Table 9—Authorized Take Numbers, by Species/Stocks
|Species||DPS/Stock||Level A takes||Level B takes|
|Steller sea lion||Eastern DPS||20||3,930|
| ||Western DPS||0||80|
|Start Printed Page 52416|
|Harbor seal||Lynn Canal||22||1,794|
|Harbor porpoise||Southeast Alaska||4||68|
|Humpback whale||Hawaii DPS/Central North Pacific Stock||0||24|
Table 10—Monitoring Zones in Meters (m)
|Source||Monitoring zones||Shutdown zones|
|High frequency cetacean||Low frequency cetacean||Phocid||Otariid||All species|
|Vibratory Removal—Steel||1,820 m||1,820 m||1,820 m||1,820 m||10 m|
|Vibratory Removal—Timber||1,360 m||1,360 m||1,360 m||1,360 m||10 m|
|Dredging||110 m||110 m||110 m||110 m||10 m|
|Blasting (PTS)||160 m||180 m||80 m||10 m||10 m|
|Blasting (TTS)||340 m||990 m||410 m||60 m||10 m|
Request for Public Comments
We request comment on our analyses, the proposed authorization, and any other aspect of this Notice of Proposed IHA for the proposed harbor improvement activities. We also request comment on the potential for renewal of this proposed IHA as described in the paragraph below. Please include with your comments any supporting data or literature citations to help inform our final decision on the request for MMPA authorization.

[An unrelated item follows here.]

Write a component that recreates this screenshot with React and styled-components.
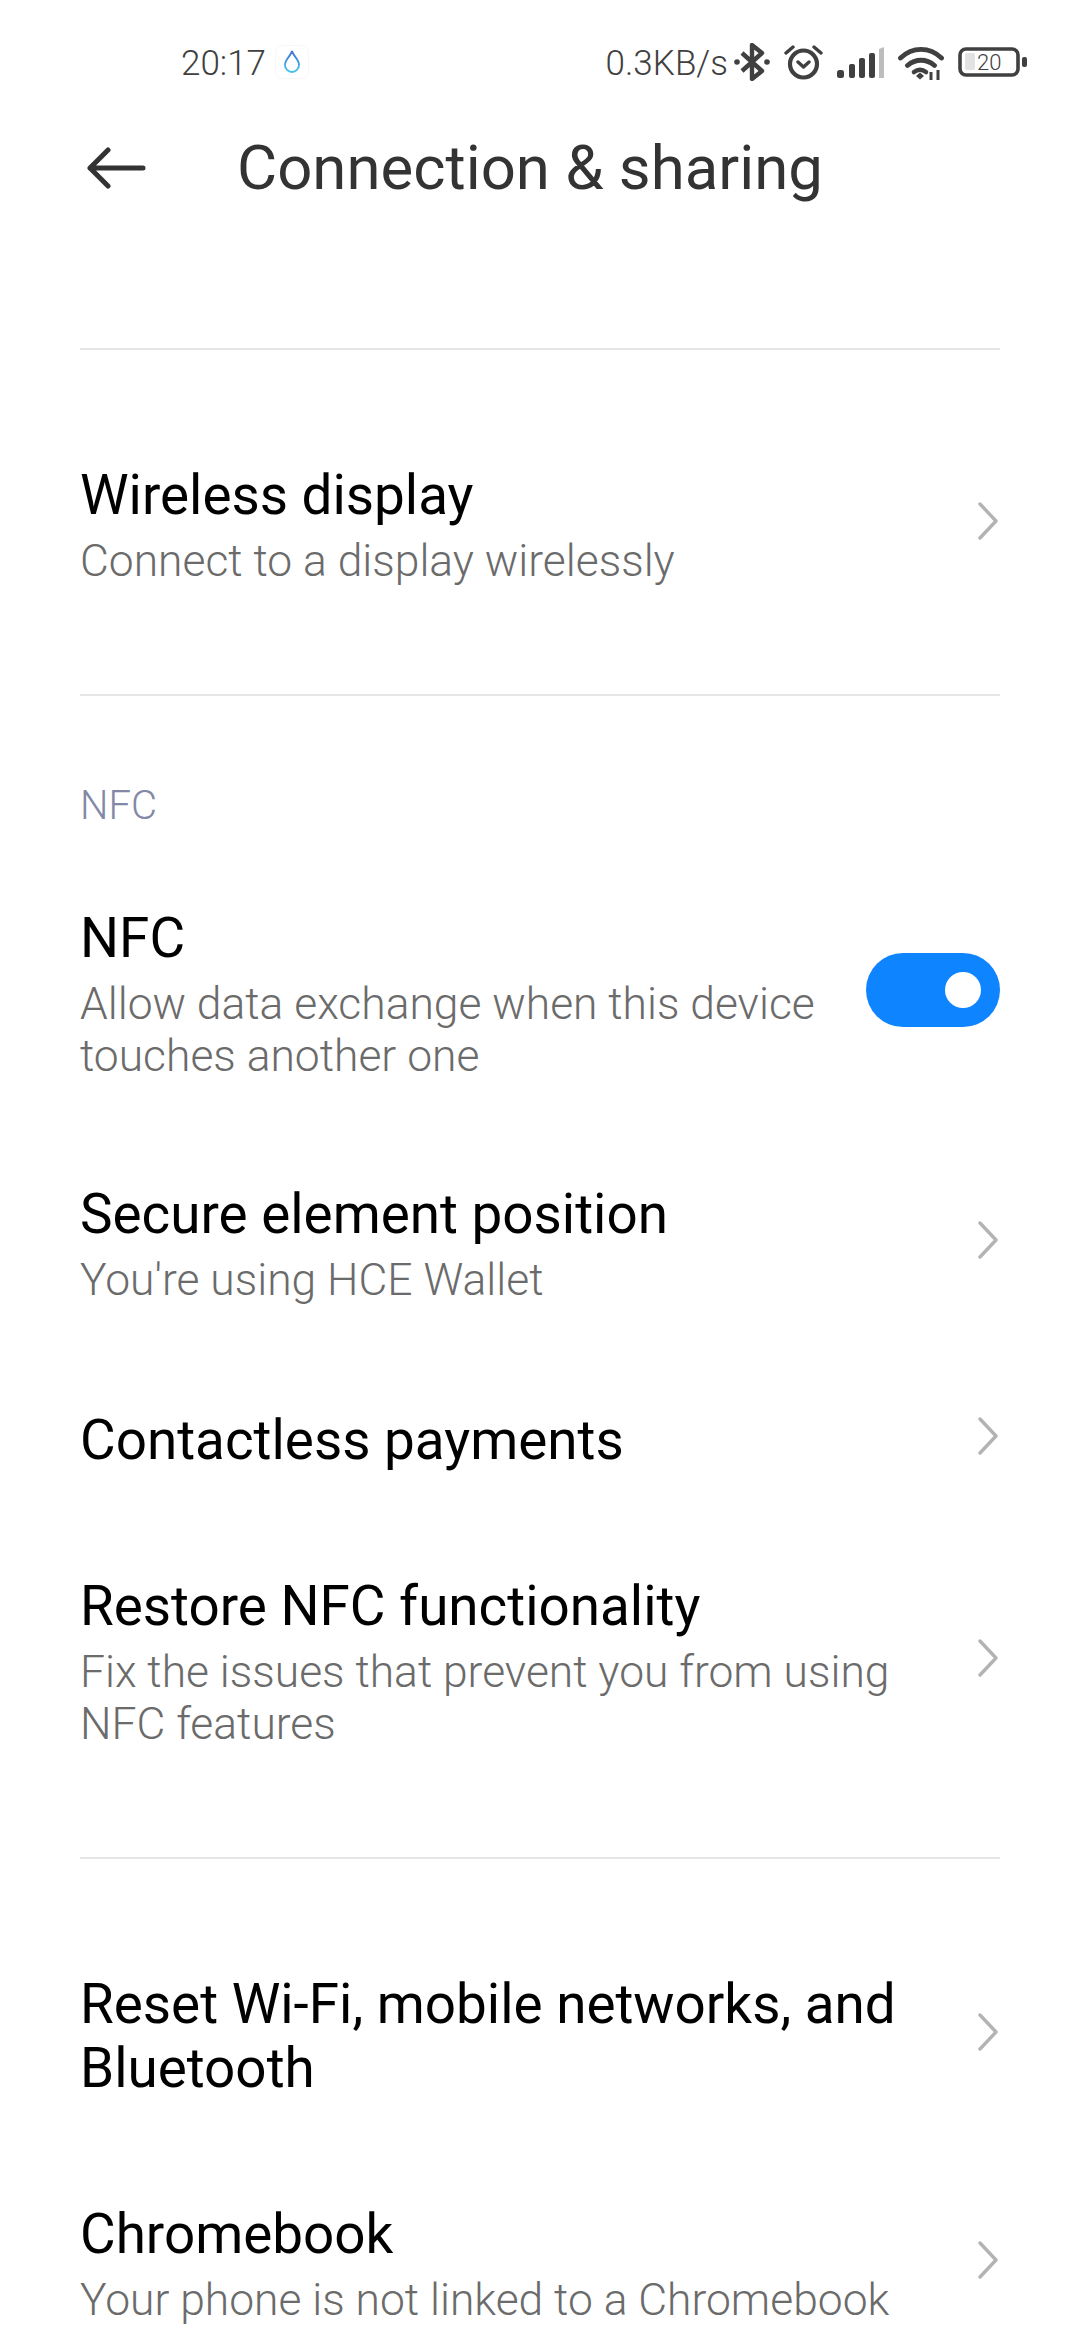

On a case-by-case basis, NMFS may issue a second one-year IHA without additional notice when (1) another year of identical or nearly identical activities as described in the Specified Activities section is planned or (2) the activities would not be completed by the time the IHA expires and a second IHA would allow for completion of the activities beyond that described in the Dates and Duration section, provided all of the following conditions are met:
- A request for renewal is received no later than 60 days prior to expiration of the current IHA;
- The request for renewal must include the following:
(1) An explanation that the activities to be conducted beyond the initial dates either are identical to the previously analyzed activities or include changes so minor (e.g., reduction in pile size) that the changes do not affect the previous analyses, take estimates, or mitigation and monitoring requirements; and
(2) A preliminary monitoring report showing the results of the required monitoring to date and an explanation showing that the monitoring results do not indicate impacts of a scale or nature not previously analyzed or authorized; and
- Upon review of the request for renewal, the status of the affected species or stocks, and any other pertinent information, NMFS determines that there are no more than minor changes in the activities, the mitigation and monitoring measures remain the same and appropriate, and the original findings remain valid.
End Supplemental Information
Dated: October 11, 2018.
Donna S. Wieting,
Director, Office of Protected Resources, National Marine Fisheries Service.